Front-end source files
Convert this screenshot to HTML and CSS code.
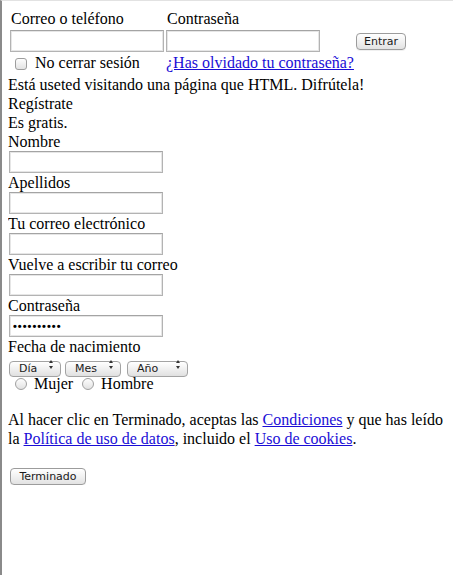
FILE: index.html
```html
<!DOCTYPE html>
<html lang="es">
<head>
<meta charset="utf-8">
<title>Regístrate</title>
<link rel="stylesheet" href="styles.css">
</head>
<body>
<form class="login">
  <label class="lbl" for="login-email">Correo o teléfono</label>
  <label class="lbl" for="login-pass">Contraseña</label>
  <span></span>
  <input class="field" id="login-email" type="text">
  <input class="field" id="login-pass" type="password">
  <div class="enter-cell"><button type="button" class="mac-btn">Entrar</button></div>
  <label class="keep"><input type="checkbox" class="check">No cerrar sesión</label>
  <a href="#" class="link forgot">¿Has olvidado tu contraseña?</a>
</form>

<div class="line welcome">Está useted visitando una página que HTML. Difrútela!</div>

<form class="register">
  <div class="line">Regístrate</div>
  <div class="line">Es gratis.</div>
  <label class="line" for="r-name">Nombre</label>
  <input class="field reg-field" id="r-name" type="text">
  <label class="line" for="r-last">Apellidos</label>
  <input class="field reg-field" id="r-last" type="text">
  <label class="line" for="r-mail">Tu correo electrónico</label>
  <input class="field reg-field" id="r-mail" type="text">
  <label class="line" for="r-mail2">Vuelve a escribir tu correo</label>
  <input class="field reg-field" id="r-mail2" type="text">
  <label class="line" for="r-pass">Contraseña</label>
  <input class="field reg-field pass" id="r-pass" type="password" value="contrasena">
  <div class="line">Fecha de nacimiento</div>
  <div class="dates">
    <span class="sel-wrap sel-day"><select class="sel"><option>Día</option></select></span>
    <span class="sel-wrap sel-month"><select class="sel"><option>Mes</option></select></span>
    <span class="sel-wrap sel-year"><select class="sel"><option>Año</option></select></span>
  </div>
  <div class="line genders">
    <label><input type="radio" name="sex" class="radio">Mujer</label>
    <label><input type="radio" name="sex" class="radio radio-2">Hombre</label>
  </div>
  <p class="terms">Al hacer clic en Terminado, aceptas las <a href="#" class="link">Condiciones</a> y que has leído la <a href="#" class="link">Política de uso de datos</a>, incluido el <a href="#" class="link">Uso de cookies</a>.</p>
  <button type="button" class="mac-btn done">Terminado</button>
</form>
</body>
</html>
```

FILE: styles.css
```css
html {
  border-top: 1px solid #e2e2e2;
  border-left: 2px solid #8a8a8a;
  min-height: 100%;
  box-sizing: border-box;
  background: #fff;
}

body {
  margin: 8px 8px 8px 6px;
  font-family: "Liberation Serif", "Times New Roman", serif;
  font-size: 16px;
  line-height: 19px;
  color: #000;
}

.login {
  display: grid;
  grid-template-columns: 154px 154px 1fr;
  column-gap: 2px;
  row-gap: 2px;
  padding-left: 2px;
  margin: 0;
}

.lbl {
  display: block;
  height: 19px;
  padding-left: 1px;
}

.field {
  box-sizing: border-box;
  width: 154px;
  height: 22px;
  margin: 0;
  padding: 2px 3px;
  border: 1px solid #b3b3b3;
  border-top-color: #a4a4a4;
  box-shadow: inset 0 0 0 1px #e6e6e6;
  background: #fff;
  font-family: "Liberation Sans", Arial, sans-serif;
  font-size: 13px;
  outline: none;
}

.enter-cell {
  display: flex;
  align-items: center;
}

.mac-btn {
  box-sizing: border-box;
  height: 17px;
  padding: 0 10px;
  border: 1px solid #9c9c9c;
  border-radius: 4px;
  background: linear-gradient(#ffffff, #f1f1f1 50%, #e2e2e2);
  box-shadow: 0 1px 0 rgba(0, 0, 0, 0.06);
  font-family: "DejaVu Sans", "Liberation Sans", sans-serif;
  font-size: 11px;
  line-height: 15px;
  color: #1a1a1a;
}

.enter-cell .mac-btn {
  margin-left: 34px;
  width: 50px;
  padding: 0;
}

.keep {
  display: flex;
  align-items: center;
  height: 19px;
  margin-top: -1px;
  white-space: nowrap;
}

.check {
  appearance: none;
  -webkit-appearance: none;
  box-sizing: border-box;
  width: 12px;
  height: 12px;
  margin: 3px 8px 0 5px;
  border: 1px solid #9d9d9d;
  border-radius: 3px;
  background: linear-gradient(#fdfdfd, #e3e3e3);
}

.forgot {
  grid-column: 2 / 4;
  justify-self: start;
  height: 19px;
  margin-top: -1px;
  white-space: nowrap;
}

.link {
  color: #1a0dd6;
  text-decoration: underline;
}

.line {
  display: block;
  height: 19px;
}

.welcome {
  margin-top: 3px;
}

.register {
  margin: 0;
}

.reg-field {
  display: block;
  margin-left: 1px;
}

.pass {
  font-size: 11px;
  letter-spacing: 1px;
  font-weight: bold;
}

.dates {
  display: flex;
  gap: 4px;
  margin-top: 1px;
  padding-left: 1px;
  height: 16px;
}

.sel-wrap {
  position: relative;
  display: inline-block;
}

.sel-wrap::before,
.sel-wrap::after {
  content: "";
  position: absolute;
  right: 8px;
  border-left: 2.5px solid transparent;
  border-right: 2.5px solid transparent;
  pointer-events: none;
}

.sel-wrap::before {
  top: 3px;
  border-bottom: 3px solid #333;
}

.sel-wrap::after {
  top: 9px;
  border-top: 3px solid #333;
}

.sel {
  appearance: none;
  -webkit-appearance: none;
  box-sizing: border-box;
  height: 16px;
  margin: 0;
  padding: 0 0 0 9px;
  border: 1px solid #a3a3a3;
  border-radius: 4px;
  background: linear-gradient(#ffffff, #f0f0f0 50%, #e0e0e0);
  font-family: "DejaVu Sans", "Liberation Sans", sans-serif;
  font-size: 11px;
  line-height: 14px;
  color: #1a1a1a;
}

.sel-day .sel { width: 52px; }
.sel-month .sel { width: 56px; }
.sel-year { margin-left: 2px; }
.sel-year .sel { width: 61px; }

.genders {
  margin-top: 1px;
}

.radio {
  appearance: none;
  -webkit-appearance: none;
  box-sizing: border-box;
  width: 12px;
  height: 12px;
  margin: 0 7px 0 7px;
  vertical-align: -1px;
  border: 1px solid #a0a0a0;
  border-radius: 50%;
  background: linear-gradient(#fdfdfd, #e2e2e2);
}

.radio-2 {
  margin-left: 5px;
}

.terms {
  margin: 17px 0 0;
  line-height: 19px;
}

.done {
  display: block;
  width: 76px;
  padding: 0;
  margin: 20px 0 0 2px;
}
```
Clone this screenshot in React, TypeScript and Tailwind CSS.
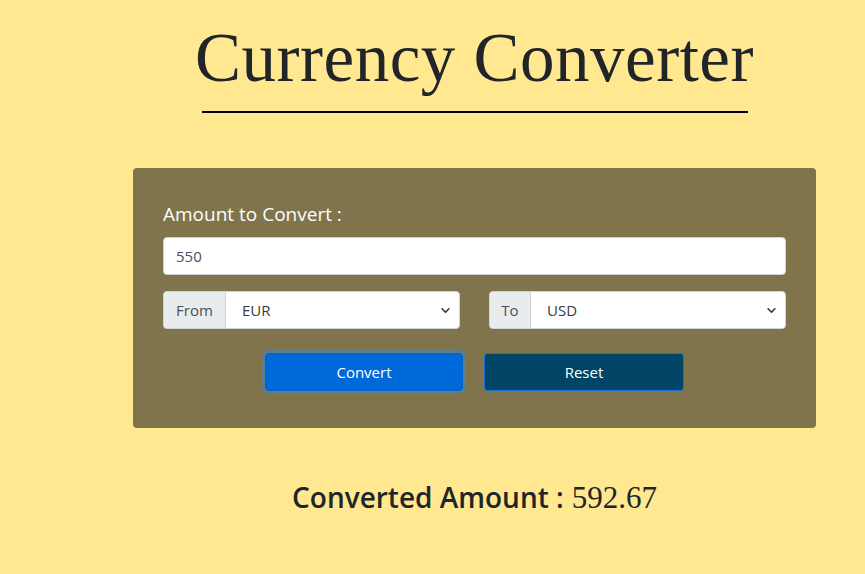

Stated goal. Go through the listing above and return every line where the word "screenshot" occurs.

Task output.
Convert this screenshot to HTML and CSS code.
Clone this screenshot in React, TypeScript and Tailwind CSS.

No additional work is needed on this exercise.